Given a graph G on nodes V with undirected edges E, an independent set X is a subset of V such that no edge in E has both endpoints in X. Finding the size of the largest independent set in a graph is currently a very difficult problem.

Consider the following generalization of an independent set. A function f that maps each node v to a non-negative value f(v) is said to be a partially generalized independent set if, for any edge e = (u,v), we have f(u) + f(v) ≤ 1. Unfortunately, this doesn't provide a great generalization. Consider a graph G where every possible edge exists in E. The size of a maximum independent set is only 1 whereas assigning 1/2 to every value f(v) has the total fractional value of the f(v) values being |V|/2.

So, let's add one more constraint to strengthen the notion of a generalized independent set. A cycle in a graph is a sequence of k ≥ 2 distinct nodes v₁, v₂, ..., v_k where there is an edge between v_i and v_i+1 for any 1 ≤ i < k as well as an edge between v₁ and v_k. Notice that cycles of length 2 (i.e. edges) are permitted by this definition.

If C is a cycle of G of length |C|, then no independent set can have more than floor(|C|/2) nodes from C. Given this, define a generalized independent set as a function f on nodes in V that satisfies the following conditions. For any cycle C = v₁, v₂, ..., v_|C|, we have f(v₁) + f(v₂) + ... + f(v_|C|) ≤ floor(|C|/2). Finally, for each node v we must have 0 ≤ f(v) ≤ 1.

Your task will be to determine if a given function f on the nodes of a graph is indeed a generalized independent set. If not, you must produce a cycle that is violated.

Input

The first line of the input contains an integer T ≤ 30 indicating the number of test cases. Each test case begins with two integers n and m. Here, n is the number of nodes and m is the number of edges in the graph. Say the nodes of the graph are denoted by v₀, v₁, ..., v_n-1. Following this is a line containing n floating point values. The i'th such value is the value of f(v_i). Finally, m lines follow, each containing two distinct integers i,j between 0 and n-1 that indicate that there is an edge between v_i and v_j in the graph. No edge will be given more than once in the input.

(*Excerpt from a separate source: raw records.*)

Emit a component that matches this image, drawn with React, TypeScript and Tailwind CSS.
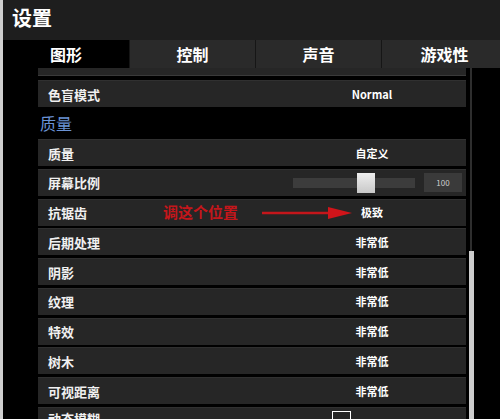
import React from 'react';

const font = { fontFamily: '"Noto Sans CJK SC", "Noto Sans", sans-serif' };

const tabs = ['图形', '控制', '声音', '游戏性'];

const lowRows = ['后期处理', '阴影', '纹理', '特效', '树木', '可视距离'];

const Row: React.FC<{ label: string; children?: React.ReactNode }> = ({ label, children }) => (
  <div className="flex items-center h-[27px] bg-[#262626] border-t border-[#303030] shrink-0">
    <span className="w-[260px] pl-[10px] text-[13px] font-bold text-[#f0f0f0] leading-none">{label}</span>
    <div className="flex-1 flex items-center self-stretch">{children}</div>
  </div>
);

const Value: React.FC<{ text: string }> = ({ text }) => (
  <span className="w-[148px] text-center text-[11px] font-bold text-white leading-none">{text}</span>
);

export default function App() {
  return (
    <div className="w-[500px] h-[419px] overflow-hidden bg-black flex" style={font}>
      <div className="w-[3px] bg-[#cfcfcf] shrink-0" />
      <div className="flex-1 flex flex-col">
        <div className="h-[40px] bg-[#1e1e1e] flex items-center pl-[9px] pb-[4px] shrink-0">
          <span className="text-[20px] font-bold text-white leading-none">设置</span>
        </div>
        <div className="h-[28px] flex shrink-0 bg-[#1a1a1a]">
          {tabs.map((t, i) => (
            <div
              key={t}
              className={`flex items-center justify-center text-[16px] font-bold text-white ${
                i === 0 ? 'w-[126px] bg-black' : 'w-[126px] bg-[#2a2a2a] border-l border-[#161616]'
              } ${i === 3 ? 'flex-1' : ''}`}
            >
              {t}
            </div>
          ))}
        </div>
        <div className="flex-1 flex">
          <div className="w-[35px] shrink-0" />
          <div className="w-[428px] flex flex-col shrink-0">
            <div className="h-[8px] bg-[#262626] border-b border-[#3a3a3a] shrink-0" />
            <div className="h-[4px] shrink-0" />
            <Row label="色盲模式">
              <Value text="Normal" />
            </Row>
            <div className="h-[32px] flex items-center pl-[2px] text-[16px] text-[#6b93d6] shrink-0">质量</div>
            <div className="flex flex-col gap-[2.75px]">
              <Row label="质量">
                <Value text="自定义" />
              </Row>
              <Row label="屏幕比例">
                <div className="flex items-center ml-[-5px]">
                  <div className="relative w-[122px] h-[10px] bg-[#3c3c3c]">
                    <div className="absolute left-[64px] top-[-5px] w-[18px] h-[20px] bg-gradient-to-b from-[#eeeeee] to-[#c8c8c8]" />
                  </div>
                  <div className="ml-[9px] w-[38px] h-[19px] bg-[#3a3a3a] flex items-center justify-center text-[8px] text-[#cfcfcf]">
                    100
                  </div>
                </div>
              </Row>
              <div className="relative">
                <Row label="抗锯齿">
                  <Value text="极致" />
                </Row>
                <span className="absolute left-[125px] top-[5px] text-[15px] font-bold text-[#c4161b] leading-none">
                  调这个位置
                </span>
                <svg className="absolute left-[222px] top-[7px]" width="94" height="14" viewBox="0 0 94 14">
                  <line x1="2" y1="7" x2="74" y2="7" stroke="#c4161b" strokeWidth="2.5" />
                  <polygon points="68,1 92,7 68,13" fill="#d0141a" />
                </svg>
              </div>
              {lowRows.map((r) => (
                <Row key={r} label={r}>
                  <Value text="非常低" />
                </Row>
              ))}
              <div className="flex h-[27px] bg-[#262626] border-t border-[#303030] shrink-0">
                <span className="w-[260px] pl-[10px] pt-[4px] text-[13px] font-bold text-[#f0f0f0] leading-none">
                  动态模糊
                </span>
                <div className="w-[19px] h-[19px] border-[1.5px] border-white ml-[34px] mt-[3px]" />
              </div>
            </div>
          </div>
          <div className="w-[10px] flex justify-center shrink-0">
            <div className="flex flex-col items-center">
              <div className="w-[2px] h-[183px] bg-[#2e2e2e]" />
              <div className="w-[5px] flex-1 bg-[#cdcdcd]" />
            </div>
          </div>
        </div>
      </div>
    </div>
  );
}
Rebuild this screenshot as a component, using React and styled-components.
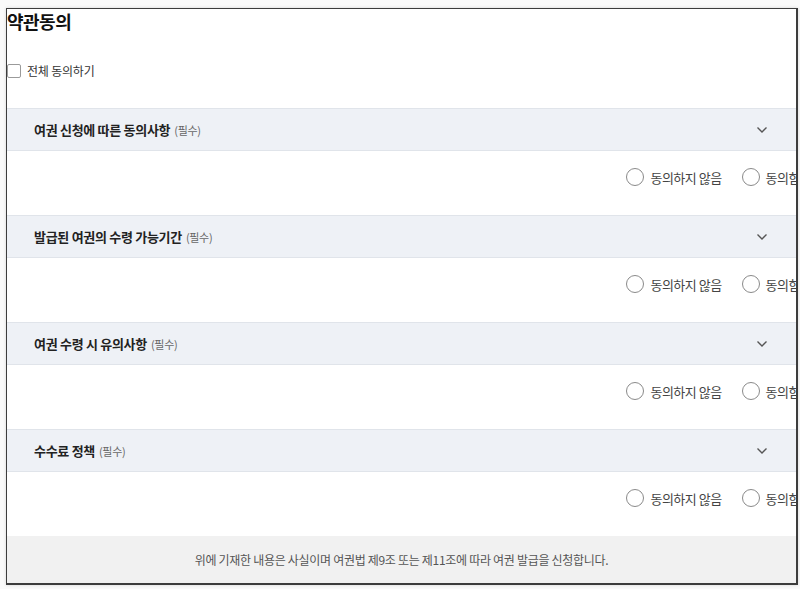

Bounds: 1 ≤ n ≤ 500 and 0 ≤ m ≤ 2,000. The value of each f(v_i) will be between 0 and 1 (inclusive) and will be presented with at most three decimals of precision.

Output

The output for each test case consists of a single line. If the input function is a generalized independent set then the line consists simply of the text "Ok". Otherwise, you should output the text "Bad Cycle: " followed by a sequence of distinct integers between 0 and n-1 that forms a cycle C for which the sum of the f(v) values for nodes in C exceeds floor(|C|/2). Following this sequence is the single integer -1. These integers should be separated by a single space.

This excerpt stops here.